◆ **Exercise requirements**:
Copy every line of the following data that includes the string "this".

◆ **Entries supplied**:
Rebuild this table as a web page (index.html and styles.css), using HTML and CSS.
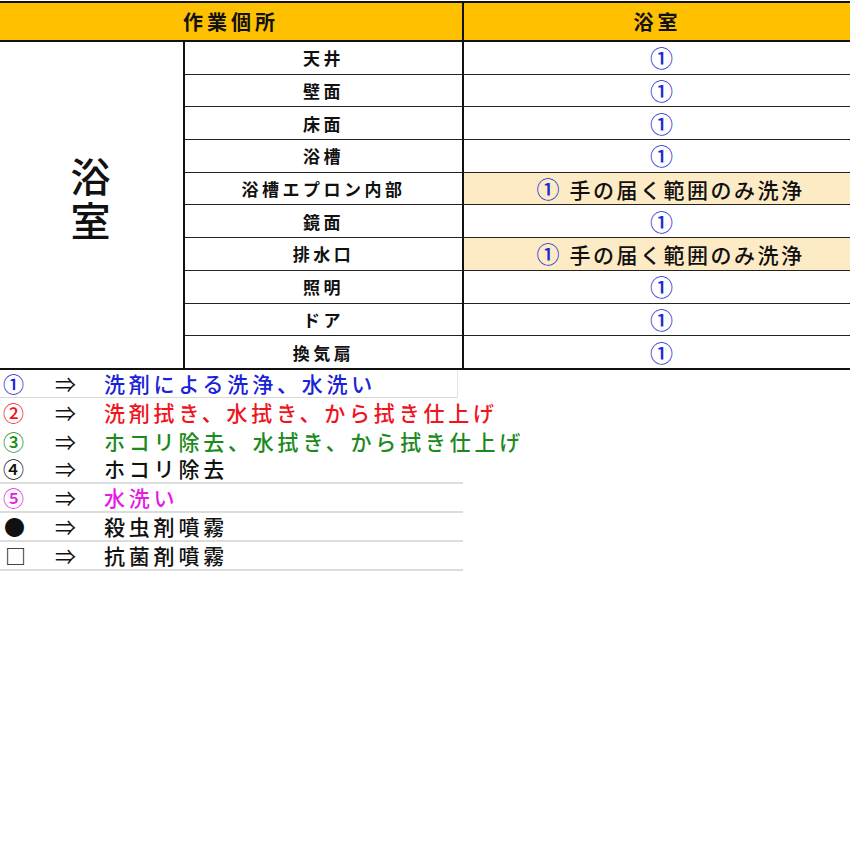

...

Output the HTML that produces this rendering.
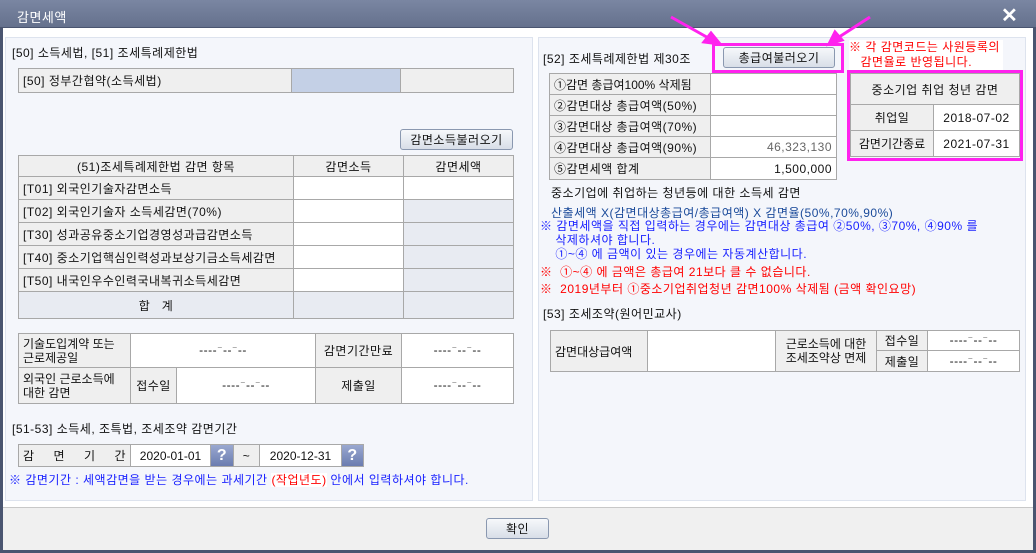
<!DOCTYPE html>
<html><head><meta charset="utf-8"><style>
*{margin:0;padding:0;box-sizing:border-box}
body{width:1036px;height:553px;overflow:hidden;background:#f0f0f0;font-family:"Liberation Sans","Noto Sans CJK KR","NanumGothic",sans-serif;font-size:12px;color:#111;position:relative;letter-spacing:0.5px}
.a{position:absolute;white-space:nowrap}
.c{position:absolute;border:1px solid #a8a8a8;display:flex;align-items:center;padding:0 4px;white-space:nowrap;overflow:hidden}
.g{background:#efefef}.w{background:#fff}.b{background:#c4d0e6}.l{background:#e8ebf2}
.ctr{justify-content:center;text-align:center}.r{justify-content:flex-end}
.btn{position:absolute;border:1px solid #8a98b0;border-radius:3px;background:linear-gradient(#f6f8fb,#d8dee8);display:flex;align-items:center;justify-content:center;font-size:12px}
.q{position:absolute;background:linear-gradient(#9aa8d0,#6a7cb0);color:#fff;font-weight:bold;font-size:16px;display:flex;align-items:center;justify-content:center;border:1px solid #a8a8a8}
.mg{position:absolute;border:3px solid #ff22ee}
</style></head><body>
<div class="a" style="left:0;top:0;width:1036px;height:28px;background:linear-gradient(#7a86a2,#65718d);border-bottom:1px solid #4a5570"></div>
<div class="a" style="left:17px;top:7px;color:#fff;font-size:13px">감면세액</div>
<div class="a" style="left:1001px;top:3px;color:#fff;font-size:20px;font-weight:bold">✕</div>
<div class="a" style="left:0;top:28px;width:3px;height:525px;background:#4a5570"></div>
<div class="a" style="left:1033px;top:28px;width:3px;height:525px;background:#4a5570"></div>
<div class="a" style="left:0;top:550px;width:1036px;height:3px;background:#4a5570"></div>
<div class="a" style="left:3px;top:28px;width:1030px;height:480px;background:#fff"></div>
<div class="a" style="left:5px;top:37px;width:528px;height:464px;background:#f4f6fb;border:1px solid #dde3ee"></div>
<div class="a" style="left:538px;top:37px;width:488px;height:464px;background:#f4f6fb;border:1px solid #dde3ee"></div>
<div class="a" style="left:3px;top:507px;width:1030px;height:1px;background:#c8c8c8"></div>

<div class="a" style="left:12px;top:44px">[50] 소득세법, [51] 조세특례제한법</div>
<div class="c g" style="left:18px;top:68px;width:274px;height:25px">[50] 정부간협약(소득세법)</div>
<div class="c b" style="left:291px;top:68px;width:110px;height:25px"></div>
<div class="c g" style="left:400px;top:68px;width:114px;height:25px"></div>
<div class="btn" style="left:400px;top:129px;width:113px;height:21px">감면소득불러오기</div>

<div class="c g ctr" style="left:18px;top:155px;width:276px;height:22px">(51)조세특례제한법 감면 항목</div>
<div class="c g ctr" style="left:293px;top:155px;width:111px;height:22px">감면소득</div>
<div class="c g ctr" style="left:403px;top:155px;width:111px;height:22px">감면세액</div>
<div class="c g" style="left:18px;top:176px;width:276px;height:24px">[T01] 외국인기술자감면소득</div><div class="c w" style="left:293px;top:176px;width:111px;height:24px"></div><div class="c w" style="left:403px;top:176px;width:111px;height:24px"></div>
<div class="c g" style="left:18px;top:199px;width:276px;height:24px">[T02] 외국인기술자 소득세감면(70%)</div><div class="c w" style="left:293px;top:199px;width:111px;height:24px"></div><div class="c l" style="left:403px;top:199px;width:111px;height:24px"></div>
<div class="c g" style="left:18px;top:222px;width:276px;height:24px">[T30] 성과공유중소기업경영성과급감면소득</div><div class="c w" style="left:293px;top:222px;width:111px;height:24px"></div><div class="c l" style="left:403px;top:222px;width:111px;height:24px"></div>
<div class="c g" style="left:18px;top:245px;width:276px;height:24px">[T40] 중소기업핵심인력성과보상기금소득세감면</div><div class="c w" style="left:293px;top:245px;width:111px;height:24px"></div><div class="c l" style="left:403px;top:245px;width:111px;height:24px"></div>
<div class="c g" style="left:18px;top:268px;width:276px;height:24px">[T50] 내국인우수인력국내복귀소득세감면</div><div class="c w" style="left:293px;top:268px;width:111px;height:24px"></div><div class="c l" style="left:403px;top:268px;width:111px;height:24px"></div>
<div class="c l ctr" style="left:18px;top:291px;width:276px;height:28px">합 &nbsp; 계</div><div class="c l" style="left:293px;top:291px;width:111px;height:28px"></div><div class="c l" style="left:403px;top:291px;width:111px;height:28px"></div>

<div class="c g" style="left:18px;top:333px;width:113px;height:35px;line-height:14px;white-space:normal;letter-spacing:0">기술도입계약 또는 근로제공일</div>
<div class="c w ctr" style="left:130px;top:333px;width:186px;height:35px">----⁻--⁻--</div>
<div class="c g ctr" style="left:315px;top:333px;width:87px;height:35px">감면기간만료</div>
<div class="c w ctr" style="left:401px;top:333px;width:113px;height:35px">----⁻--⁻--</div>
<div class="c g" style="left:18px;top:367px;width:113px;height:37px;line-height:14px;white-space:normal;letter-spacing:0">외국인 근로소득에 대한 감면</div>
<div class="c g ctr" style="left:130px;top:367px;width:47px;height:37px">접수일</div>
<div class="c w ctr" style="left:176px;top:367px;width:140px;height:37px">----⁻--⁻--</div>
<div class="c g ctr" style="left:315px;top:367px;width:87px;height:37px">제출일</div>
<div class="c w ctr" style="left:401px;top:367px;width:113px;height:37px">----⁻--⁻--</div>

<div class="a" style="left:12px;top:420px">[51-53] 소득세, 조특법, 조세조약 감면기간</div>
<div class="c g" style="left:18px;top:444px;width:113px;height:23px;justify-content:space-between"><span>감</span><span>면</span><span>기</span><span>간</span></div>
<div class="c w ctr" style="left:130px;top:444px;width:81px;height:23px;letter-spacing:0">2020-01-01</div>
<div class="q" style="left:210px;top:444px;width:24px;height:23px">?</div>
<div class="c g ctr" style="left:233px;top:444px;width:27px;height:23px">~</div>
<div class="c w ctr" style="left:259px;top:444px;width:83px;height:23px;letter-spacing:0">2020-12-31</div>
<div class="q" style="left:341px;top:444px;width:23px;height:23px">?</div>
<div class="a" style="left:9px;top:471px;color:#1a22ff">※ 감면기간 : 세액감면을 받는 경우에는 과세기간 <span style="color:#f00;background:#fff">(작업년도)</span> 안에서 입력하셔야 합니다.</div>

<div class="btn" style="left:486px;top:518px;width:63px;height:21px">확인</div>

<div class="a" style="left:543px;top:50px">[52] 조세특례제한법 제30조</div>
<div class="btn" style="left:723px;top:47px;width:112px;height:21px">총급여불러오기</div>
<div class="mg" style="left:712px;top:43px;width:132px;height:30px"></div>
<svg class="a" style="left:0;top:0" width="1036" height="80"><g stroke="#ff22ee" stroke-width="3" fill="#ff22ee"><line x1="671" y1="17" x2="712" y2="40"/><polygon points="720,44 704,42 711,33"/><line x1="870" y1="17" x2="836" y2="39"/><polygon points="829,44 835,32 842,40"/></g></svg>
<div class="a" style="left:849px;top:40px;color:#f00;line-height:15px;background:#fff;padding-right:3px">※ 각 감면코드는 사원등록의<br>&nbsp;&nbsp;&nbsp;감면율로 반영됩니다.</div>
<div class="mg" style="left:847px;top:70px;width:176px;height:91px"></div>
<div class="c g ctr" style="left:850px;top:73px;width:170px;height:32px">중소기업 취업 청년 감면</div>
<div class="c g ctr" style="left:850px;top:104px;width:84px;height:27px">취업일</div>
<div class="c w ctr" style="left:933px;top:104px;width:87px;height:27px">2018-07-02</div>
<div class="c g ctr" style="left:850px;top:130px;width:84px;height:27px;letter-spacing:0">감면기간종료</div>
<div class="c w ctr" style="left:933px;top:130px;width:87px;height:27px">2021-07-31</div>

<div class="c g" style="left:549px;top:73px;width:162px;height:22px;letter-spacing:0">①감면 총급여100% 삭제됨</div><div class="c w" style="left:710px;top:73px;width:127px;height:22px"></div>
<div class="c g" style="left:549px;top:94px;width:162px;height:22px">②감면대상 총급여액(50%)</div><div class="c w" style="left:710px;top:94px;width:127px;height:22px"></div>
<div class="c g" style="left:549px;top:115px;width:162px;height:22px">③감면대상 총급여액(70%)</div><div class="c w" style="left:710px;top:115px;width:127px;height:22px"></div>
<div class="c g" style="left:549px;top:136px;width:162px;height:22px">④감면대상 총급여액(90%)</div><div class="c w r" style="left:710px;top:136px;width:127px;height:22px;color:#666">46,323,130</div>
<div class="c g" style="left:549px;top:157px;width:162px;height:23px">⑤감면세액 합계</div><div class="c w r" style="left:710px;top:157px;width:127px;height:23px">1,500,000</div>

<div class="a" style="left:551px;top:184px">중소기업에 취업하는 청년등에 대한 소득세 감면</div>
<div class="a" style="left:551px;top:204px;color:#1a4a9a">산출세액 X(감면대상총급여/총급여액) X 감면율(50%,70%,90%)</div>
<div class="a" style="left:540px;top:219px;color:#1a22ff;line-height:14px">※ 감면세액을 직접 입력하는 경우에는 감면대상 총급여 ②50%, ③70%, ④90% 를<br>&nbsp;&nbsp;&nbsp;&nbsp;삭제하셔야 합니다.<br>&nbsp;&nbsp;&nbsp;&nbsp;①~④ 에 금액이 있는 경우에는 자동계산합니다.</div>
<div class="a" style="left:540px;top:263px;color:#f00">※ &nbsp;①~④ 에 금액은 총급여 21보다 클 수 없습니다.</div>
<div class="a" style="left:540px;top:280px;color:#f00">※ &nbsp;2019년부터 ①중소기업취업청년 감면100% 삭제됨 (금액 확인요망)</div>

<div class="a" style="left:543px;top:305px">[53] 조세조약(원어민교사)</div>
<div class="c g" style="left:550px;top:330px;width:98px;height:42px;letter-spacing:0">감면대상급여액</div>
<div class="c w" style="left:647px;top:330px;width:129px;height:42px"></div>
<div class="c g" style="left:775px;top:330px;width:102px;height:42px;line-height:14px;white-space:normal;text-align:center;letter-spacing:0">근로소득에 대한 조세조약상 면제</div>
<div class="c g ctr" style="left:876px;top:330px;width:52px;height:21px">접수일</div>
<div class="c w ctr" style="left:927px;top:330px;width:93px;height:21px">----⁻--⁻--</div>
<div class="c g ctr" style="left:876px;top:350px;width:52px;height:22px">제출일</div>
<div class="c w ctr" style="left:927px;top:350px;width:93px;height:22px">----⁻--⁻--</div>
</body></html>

◆ **Answer below**:
Rebuild this table as a web page (index.html and styles.css), using HTML and CSS.
Output the HTML that produces this rendering.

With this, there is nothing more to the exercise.